The ADRs use only the technical requirements of the ECE Regulations; the ECE system of type approval is not used. Instead, the ADRs are administered according to a self-certification system like that of the United States: manufacturers do not seek government-sanctioned testing or homologation; rather, they certify that their vehicles and regulated vehicle components comply with all applicable provisions of all applicable ADRs in effect on the date of manufacture.

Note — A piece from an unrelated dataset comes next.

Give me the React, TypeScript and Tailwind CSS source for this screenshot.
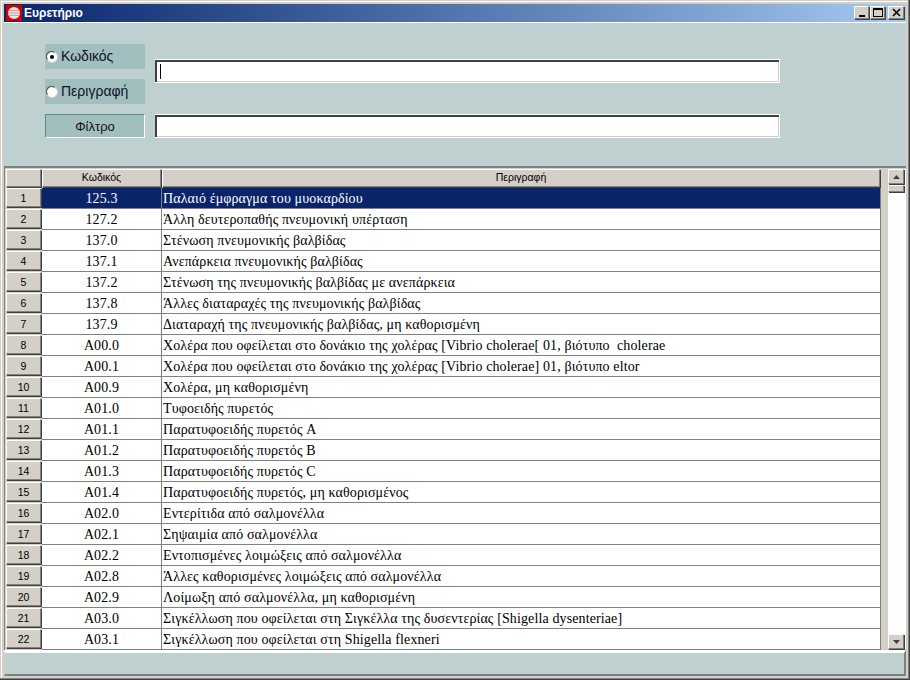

On vehicles, this certification is made by dint of the manufacturer affixing a "compliance plate" stating the vehicle's specifications and parameters, build date, identification number, and other required information along with a statement to the effect that the vehicle complies with all applicable ADRs.

Vehicles configured in accordance with the regulations of countries other than Australia are generally barred from import to Australia unless they are brought into compliance with applicable ADRs and the conversion work is inspected and certified by an authorised compliance engineer.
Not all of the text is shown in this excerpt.